Throughout the book, Jess's family has not been shown in the most positive light, but in this chapter it becomes clear that despite their frequent distraction, frustration, and irritability, they are good people at heart who care about Jess deeply. Leslie's death brings this out in them, and for once they are a source of comfort to him. The scenes with Jess's father are particularly telling. For once, his father seems to have found the right balance between treating Jess as a child and treating him as an adult. He knows that what Jess needs at the moment is to be cradled like a child, and yet he speaks to him as an adult when he talks with him about Leslie's death and the concept of hell. Once it has been established that Jess really needs him—not in the sense that he needs an expensive Christmas present, but that he needs his comfort and advice and love—Mr. Aarons is able to rise to the occasion. The father-son bond is stronger in this chapter than it has been at any other point in the book.

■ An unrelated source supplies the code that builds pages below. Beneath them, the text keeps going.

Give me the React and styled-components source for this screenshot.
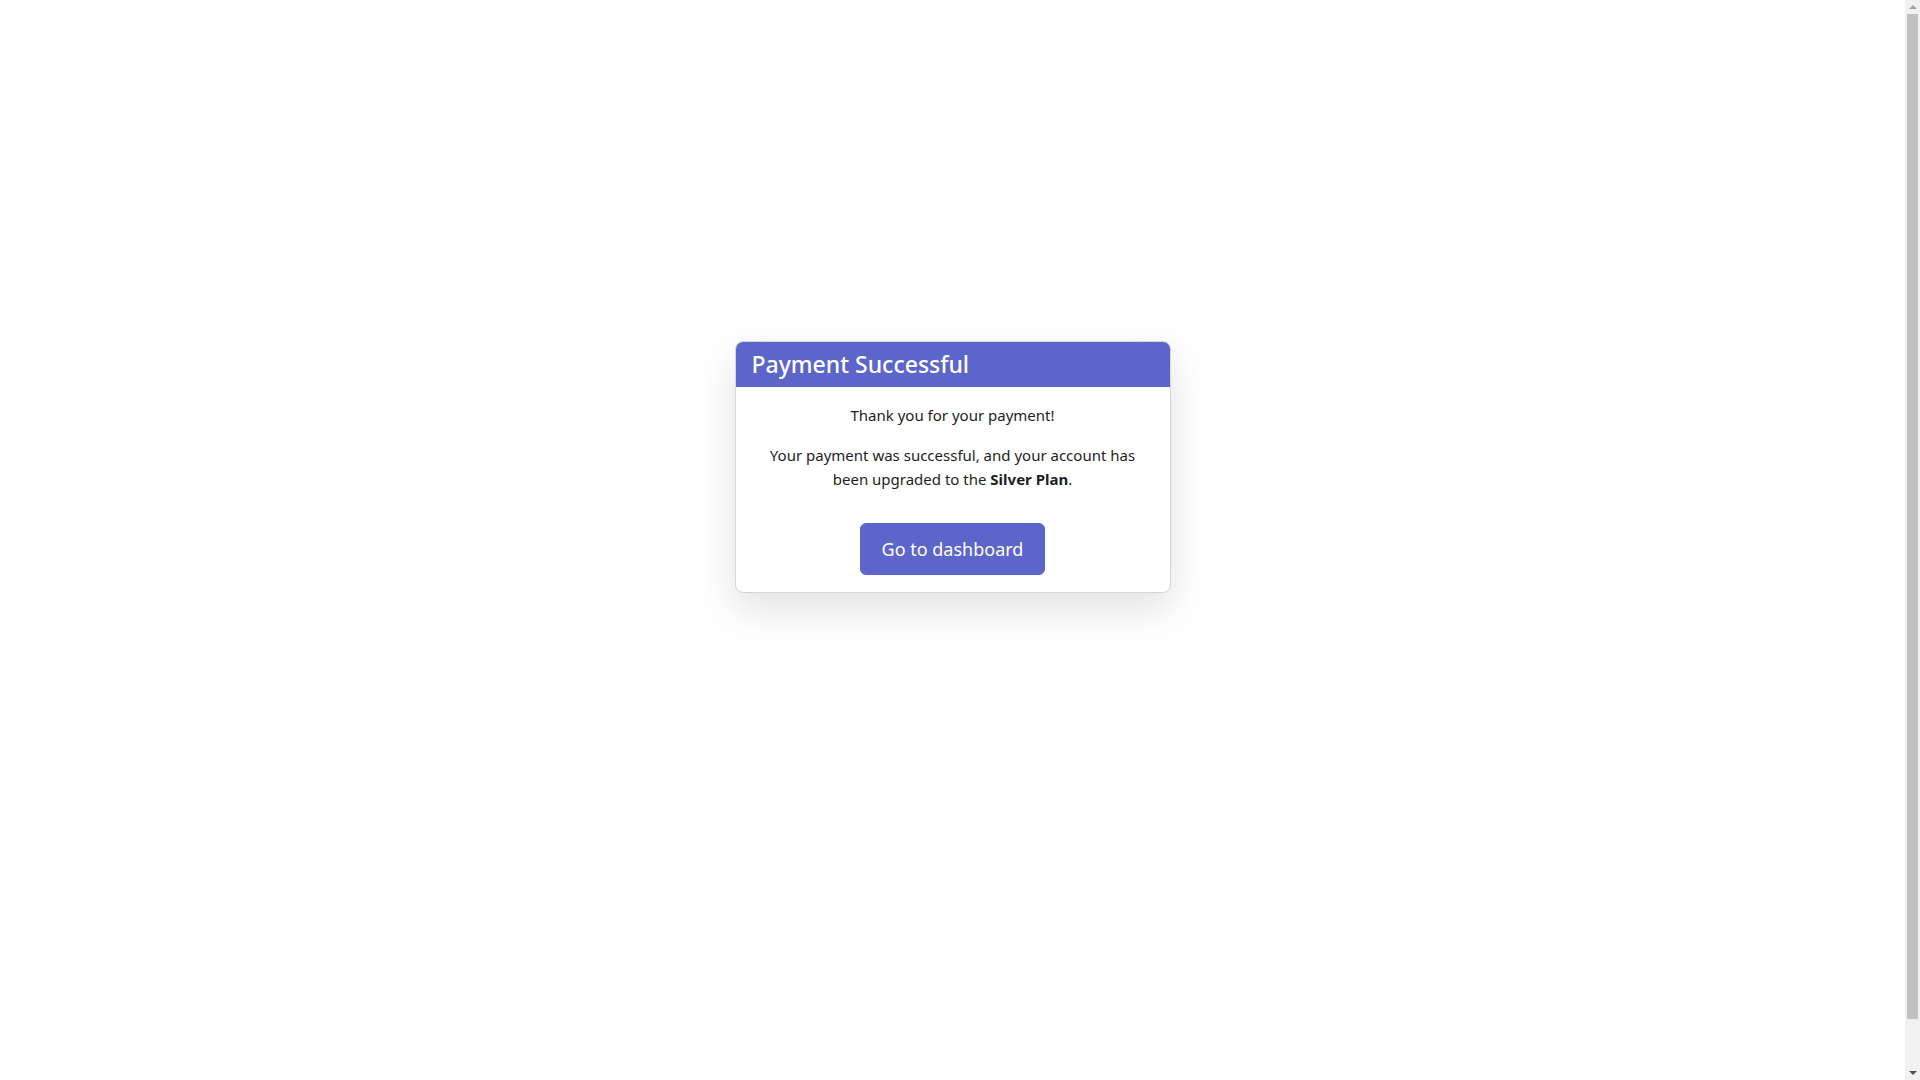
import React from 'react'
import styled, { createGlobalStyle } from 'styled-components'

const GlobalStyle = createGlobalStyle`
  html, body {
    margin: 0;
    overflow: hidden;
  }
  body {
    background: #fff;
    color: #212529;
    font-family: "Noto Sans", "Open Sans", sans-serif;
  }
`;

const Shell = styled.div`
  display: flex;
  height: 100vh;
`;

const Page = styled.main`
  flex: 1;
  box-sizing: border-box;
  padding-bottom: 146px;
  display: flex;
  align-items: center;
  justify-content: center;
`;

// fake classic scrollbar as shown in the screenshot
const ScrollTrack = styled.div`
  width: 15px;
  flex-shrink: 0;
  background: #f1f1f1;
  display: flex;
  flex-direction: column;
  align-items: center;
`;

const ArrowButton = styled.div`
  height: 14px;
  width: 15px;
  display: flex;
  align-items: center;
  justify-content: center;

  &::before {
    content: "";
    border-left: 4px solid transparent;
    border-right: 4px solid transparent;
    ${p => p.$down
        ? 'border-top: 4px solid #505050;'
        : 'border-bottom: 4px solid #a3a3a3;'}
  }
`;

const Thumb = styled.div`
  width: 11px;
  height: 1005px;
  background: #c1c1c1;
`;

const Spacer = styled.div`
  flex: 1;
`;

const Card = styled.div`
  width: 436px;
  box-sizing: border-box;
  border: 1px solid #d6d6d6;
  border-radius: 8px;
  overflow: hidden;
  background: #fff;
  box-shadow: 0 16px 40px rgba(0, 0, 0, 0.12);
`;

const Header = styled.div`
  background: #5c65c9;
  color: #fff;
  padding: 7px 16px 8px;
  font-size: 23px;
  line-height: 30px;
  font-weight: 500;
`;

const Body = styled.div`
  padding: 16px 16px 17px;
  text-align: center;
  font-size: 15px;
  line-height: 24px;
  color: #1e1e1e;
`;

const Text = styled.p`
  margin: 0 0 16px;
  padding: 0 ${p => p.$inset || 0}px;
`;

const Button = styled.button`
  margin-top: 16px;
  padding: 10px 21px;
  border: 1px solid #5c65c9;
  border-radius: 6px;
  background: #5c65c9;
  color: #fff;
  font-family: inherit;
  font-size: 18px;
  line-height: 30px;
  cursor: pointer;
`;

const App = () => {
    return (
        <>
            <GlobalStyle />
            <Shell>
                <Page>
                    <Card>
                        <Header>Payment Successful</Header>
                        <Body>
                            <Text>Thank you for your payment!</Text>
                            <Text $inset={10}>
                                Your payment was successful, and your account has been upgraded to the <b>Silver Plan</b>.
                            </Text>
                            <Button>Go to dashboard</Button>
                        </Body>
                    </Card>
                </Page>
                <ScrollTrack>
                    <ArrowButton />
                    <Thumb />
                    <Spacer />
                    <ArrowButton $down />
                </ScrollTrack>
            </Shell>
        </>
    )
}

export default App
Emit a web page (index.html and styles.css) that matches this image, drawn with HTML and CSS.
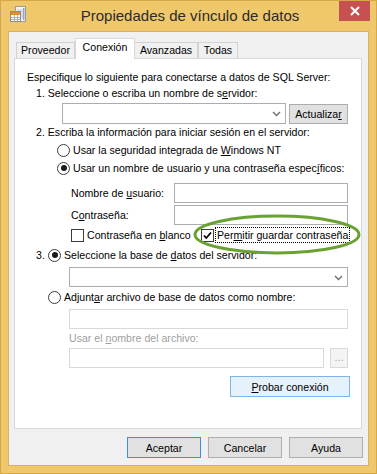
FILE: index.html
```html
<!DOCTYPE html>
<html lang="es">
<head>
<meta charset="utf-8">
<title>Propiedades de vínculo de datos</title>
<link rel="stylesheet" href="styles.css">
</head>
<body>
<div class="window">
  <div class="titlebar">
    <svg class="app-icon" viewBox="9 5 20 22" width="20" height="22">
      <rect x="15.5" y="6.5" width="10" height="15" fill="#f6f6f6" stroke="#9c9c9c"/>
      <path d="M17 10h7M17 12h7M17 14h7M17 16h7M17 18h7" stroke="#b8c4d4"/>
      <rect x="23" y="8" width="1.5" height="12" fill="#9aa6b8"/>
      <rect x="10.5" y="11.5" width="10" height="10" fill="#fff" stroke="#8c8c8c"/>
      <rect x="11" y="12" width="9" height="3" fill="#ea8a2a"/>
      <path d="M11 17.5h9M11 19.5h9M14.5 15v6M17.5 15v6" stroke="#b0b0b0"/>
    </svg>
    <div class="title">Propiedades de vínculo de datos</div>
    <div class="close">
      <svg width="10" height="10" viewBox="0 0 10 10"><path d="M1 1L9 9M9 1L1 9" stroke="#fff" stroke-width="2"/></svg>
    </div>
  </div>
  <div class="client">
    <div class="tabs">
      <div class="tab tab-prov">Proveedor</div>
      <div class="tab tab-con active">Conexión</div>
      <div class="tab tab-ava">Avanzadas</div>
      <div class="tab tab-tod">Todas</div>
    </div>
    <div class="panel">
      <div class="row intro"><span>Especifique lo siguiente para conectarse a datos de SQL Server:</span></div>
      <div class="row step"><span>1. Seleccione o escriba un nombre de s<u>e</u>rvidor:</span></div>
      <div class="row server">
        <div class="combo combo-server">
          <svg class="chev" width="9" height="6" viewBox="0 0 9 6"><path d="M1 1L4.5 4.5L8 1" fill="none" stroke="#6d6d6d" stroke-width="1.4"/></svg>
        </div>
        <div class="btn btn-refresh"><span>Actualiza<u>r</u></span></div>
      </div>
      <div class="row step"><span>2. Escriba la información para iniciar sesión en el servidor:</span></div>
      <div class="row opt"><span class="radio"></span><span>Usar la seguridad integrada de <u>W</u>indows NT</span></div>
      <div class="row opt opt-2"><span class="radio on"></span><span>Usar un nombre de usuario y una contraseña espec<u>í</u>ficos:</span></div>
      <div class="row field field-user"><span class="lbl">Nombre de <u>u</u>suario:</span><span class="input field-input"></span></div>
      <div class="row field field-pass"><span class="lbl">C<u>o</u>ntraseña:</span><span class="input field-input"></span></div>
      <div class="row checks">
        <span class="check-group"><span class="check"></span><span class="ck-lbl">Contraseña en <u>b</u>lanco</span></span>
        <span class="check-group"><span class="check on">
          <svg width="11" height="11" viewBox="0 0 11 11"><path d="M2 5.5L4.3 8L9 2.5" fill="none" stroke="#000" stroke-width="1.8"/></svg>
        </span><span class="ck-lbl focus">Per<u>m</u>itir guardar contraseña</span></span>
      </div>
      <div class="row step3"><span class="num">3.</span><span class="radio on"></span><span>Seleccione la base de <u>d</u>atos del servidor:</span></div>
      <div class="combo combo-db">
        <svg class="chev" width="9" height="6" viewBox="0 0 9 6"><path d="M1 1L4.5 4.5L8 1" fill="none" stroke="#6d6d6d" stroke-width="1.4"/></svg>
      </div>
      <div class="row opt3"><span class="radio"></span><span>Adjunt<u>a</u>r archivo de base de datos como nombre:</span></div>
      <div class="input dis wide"></div>
      <div class="row dim-lbl"><span>Usar el <u>n</u>ombre del archivo:</span></div>
      <div class="row file">
        <span class="input dis file-input"></span>
        <span class="btn dis btn-browse">...</span>
      </div>
      <div class="row test"><div class="btn btn-probe"><span><u>P</u>robar conexión</span></div></div>
    </div>
    <div class="actions">
      <div class="btn btn-action default">Aceptar</div>
      <div class="btn btn-action">Cancelar</div>
      <div class="btn btn-action">Ayuda</div>
    </div>
  </div>
  <svg class="highlight" width="170" height="44" viewBox="0 0 170 44">
    <ellipse cx="84" cy="20.5" rx="82" ry="18.5" fill="none" stroke="#6aa232" stroke-width="3"/>
  </svg>
</div>
</body>
</html>
```

FILE: styles.css
```css
* { box-sizing: border-box; }
html, body { margin: 0; padding: 0; }
body {
  background: #efc86b;
  font-family: "Liberation Sans", Arial, sans-serif;
  font-size: 10.6px;
  color: #000;
}
.window {
  position: relative;
  width: 377px;
  height: 474px;
  border: 1px solid #d6a84a;
  background: #efc86b;
}
.titlebar {
  height: 30px;
  display: flex;
  align-items: flex-start;
}
.app-icon { flex: none; margin: 4px 0 0 8px; }
.title {
  flex: 1;
  text-align: center;
  font-size: 15px;
  color: #2b2b2b;
  line-height: 30px;
  padding-left: 12px;
}
.close {
  flex: none;
  width: 31px;
  height: 20px;
  margin-right: 6px;
  background: #c75050;
  display: flex;
  align-items: center;
  justify-content: center;
}
.client {
  width: 361px;
  height: 435px;
  margin-left: 7px;
  background: #f0f0f0;
  border: 1px solid #d8b262;
  padding: 6px 0 0 5px;
}
.tabs {
  display: flex;
  align-items: flex-start;
  height: 20px;
  padding-left: 2px;
  position: relative;
  z-index: 1;
}
.tab {
  height: 16px;
  margin-top: 4px;
  border: 1px solid #d2d2d2;
  border-bottom: none;
  background: #f0f0f0;
  display: flex;
  align-items: center;
  justify-content: center;
  line-height: 1;
}
.tab-prov { width: 59px; }
.tab-con { width: 60px; }
.tab-ava { width: 64px; margin-left: -1px; }
.tab-tod { width: 40px; }
.tab.active {
  height: 21px;
  margin-top: 0;
  background: #fff;
  border-color: #d9d9d9;
  padding-bottom: 4px;
  position: relative;
  z-index: 2;
}
.panel {
  width: 348px;
  height: 371px;
  background: #fff;
  border: 1px solid #d9d9d9;
  padding-top: 10px;
}
.row {
  display: flex;
  align-items: center;
  height: 16px;
  white-space: nowrap;
}
.intro { padding-left: 12px; }
.step { padding-left: 21px; }
.server { height: 21px; margin-top: 2px; padding-left: 47px; }
.combo {
  position: relative;
  height: 20px;
  background: #fff;
  border: 1px solid #abadb3;
}
.chev { position: absolute; top: 7px; right: 4px; }
.combo-server { width: 224px; height: 21px; }
.btn {
  display: flex;
  align-items: center;
  justify-content: center;
  height: 21px;
  background: #e1e1e1;
  border: 1px solid #adadad;
  white-space: nowrap;
}
.btn-refresh { width: 59px; margin-left: 3px; height: 20px; }
.opt { margin-top: 2px; padding-left: 42px; }
.radio {
  flex: none;
  position: relative;
  width: 13px;
  height: 13px;
  border: 1px solid #3c3c3c;
  border-radius: 50%;
  background: #fff;
  margin-right: 3px;
}
.radio.on::after {
  content: "";
  position: absolute;
  left: 2.5px;
  top: 2.5px;
  width: 6px;
  height: 6px;
  border-radius: 50%;
  background: #1a1a1a;
}
.field { height: 20px; padding-left: 56px; }
.field-user { margin-top: 7px; }
.field-pass { margin-top: 2px; }
.lbl { width: 103px; flex: none; }
.input {
  display: block;
  height: 20px;
  background: #fff;
  border: 1px solid #abadb3;
}
.field-input { width: 174px; }
.checks { margin-top: 2px; padding-left: 56px; }
.check-group { display: flex; align-items: center; }
.check-group:first-child { width: 130px; }
.check {
  flex: none;
  width: 13px;
  height: 13px;
  border: 1px solid #3c3c3c;
  background: #fff;
  margin-right: 3px;
  display: flex;
  align-items: center;
  justify-content: center;
}
.ck-lbl.focus {
  margin-left: -1px;
  padding: 1px 1px;
  outline: 1px dotted #000;
  outline-offset: 0;
  line-height: 12px;
}
.step3 { margin-top: 4px; padding-left: 21px; }
.num { width: 12px; flex: none; }
.combo-db { width: 279px; margin: 4px 0 0 54px; }
.opt3 { margin-top: 2px; padding-left: 33px; }
.wide { width: 279px; margin: 4px 0 0 54px; }
.input.dis { border-color: #d9d9d9; }
.dim-lbl { margin-top: 1px; padding-left: 54px; color: #a0a0a0; }
.file { height: 20px; margin-top: 2px; padding-left: 54px; }
.file-input { width: 255px; }
.btn-browse {
  width: 18px;
  height: 20px;
  margin-left: 6px;
  background: #f4f4f4;
  border-color: #d9d9d9;
  color: #a0a0a0;
  align-items: flex-end;
  padding-bottom: 4px;
}
.test { height: 21px; margin-top: 8px; justify-content: flex-end; padding-right: 11px; }
.btn-probe { width: 120px; background: #e5f1fb; border-color: #7eb4ea; }
.actions {
  display: flex;
  justify-content: flex-end;
  gap: 7px;
  margin-top: 8px;
  padding-right: 5px;
}
.btn-action { width: 74px; }
.btn-action.default { border-color: #3c8ee3; }
.highlight {
  position: absolute;
  left: 192px;
  top: 213px;
}
```
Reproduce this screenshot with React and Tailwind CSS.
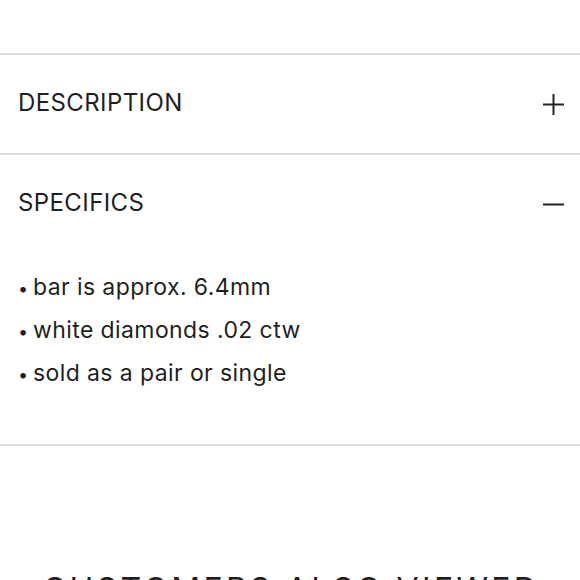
import React from "react";

const specs = ["bar is approx. 6.4mm", "white diamonds .02 ctw", "sold as a pair or single"];

const PlusIcon = () => (
  <svg width="21" height="21" viewBox="0 0 21 21" className="mt-[3px] text-[#222]">
    <path d="M0 10.5h21M10.5 0v21" stroke="currentColor" strokeWidth="2" fill="none" />
  </svg>
);

const MinusIcon = () => (
  <svg width="21" height="21" viewBox="0 0 21 21" className="mt-[3px] text-[#222]">
    <path d="M0 10.5h21" stroke="currentColor" strokeWidth="2" fill="none" />
  </svg>
);

export default function App() {
  return (
    <div className="w-[580px] h-[580px] overflow-hidden bg-white text-[#1f1f1f] font-['Inter','Liberation_Sans',sans-serif]">
      <div className="pt-[53px]">
        {/* Description */}
        <div className="border-t-2 border-[#dedede] h-[100px] pb-[3px] flex items-center justify-between pl-[18px] pr-[16px]">
          <span className="text-[24px] leading-none tracking-[0.4px]">DESCRIPTION</span>
          <PlusIcon />
        </div>

        {/* Specifics */}
        <div className="border-t-2 border-b-2 border-[#dedede]">
          <div className="h-[98px] pb-[3px] flex items-center justify-between pl-[18px] pr-[16px]">
            <span className="text-[24px] leading-none tracking-[0.4px]">SPECIFICS</span>
            <MinusIcon />
          </div>
          <ul className="pl-[18px] pt-[13px] pb-[49px] text-[23px] tracking-[0.4px]">
            {specs.map((s) => (
              <li key={s} className="flex items-baseline h-[43px] leading-[43px]">
                <span className="w-[15px] text-[18px] leading-[43px]">•</span>
                <span>{s}</span>
              </li>
            ))}
          </ul>
        </div>

        {/* Customers also viewed */}
        <h2 className="mt-[128px] pl-[3px] text-center text-[32px] tracking-[3.3px] leading-none whitespace-nowrap">
          CUSTOMERS ALSO VIEWED
        </h2>
      </div>
    </div>
  );
}
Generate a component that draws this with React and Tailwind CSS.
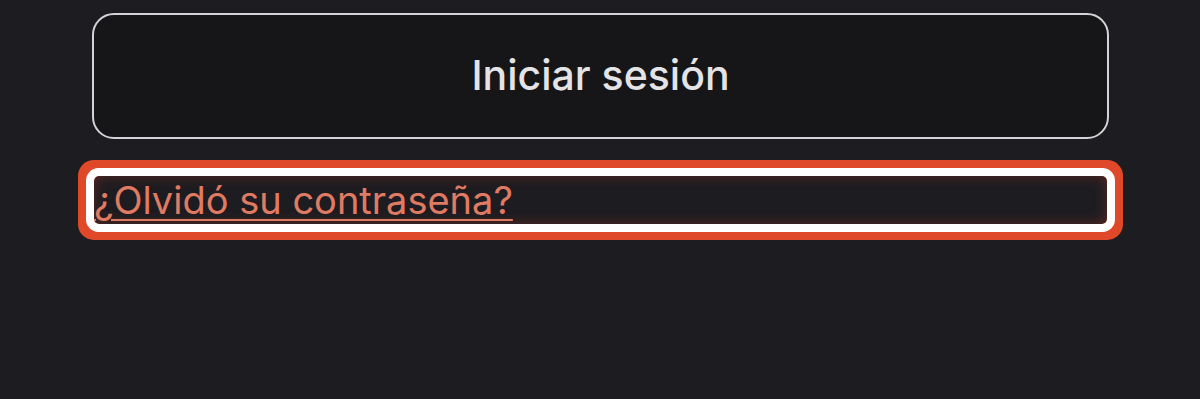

Jess's action in throwing away the art supplies Leslie had given him is a complicated one, born of many impulses. Foremost is probably anger, anger with Leslie for leaving him behind to struggle through the rest of his life. This is evident in his attack on May Belle and the furious energy which drives him. Perhaps he feels that by getting rid of the last tangible element of his friendship with Leslie, he will be able to cut her out of his heart as well. Then, too, there is the symbolism of his throwing the paints and paper into the creek where Leslie died. It is almost seems as if he is giving them back to her, canceling his debt of friendship to her, proclaiming that it is as dead as Leslie herself. Last, it seems to be a declaration that all the talent and uniqueness in him were dependent on her. Without her, he is just a stupid little fifth-grader again, a crazy little kid who likes to draw instead of the king of Terabithia and a soon-to-be-world-famous artist. Jess feels that Leslie has drawn him up to higher levels personally, and now that he is gone, he seems to feel that he cannot maintain a claim on those new parts of himself. The paint set is a symbol of this, and no doubt that it is part of why he throws it away.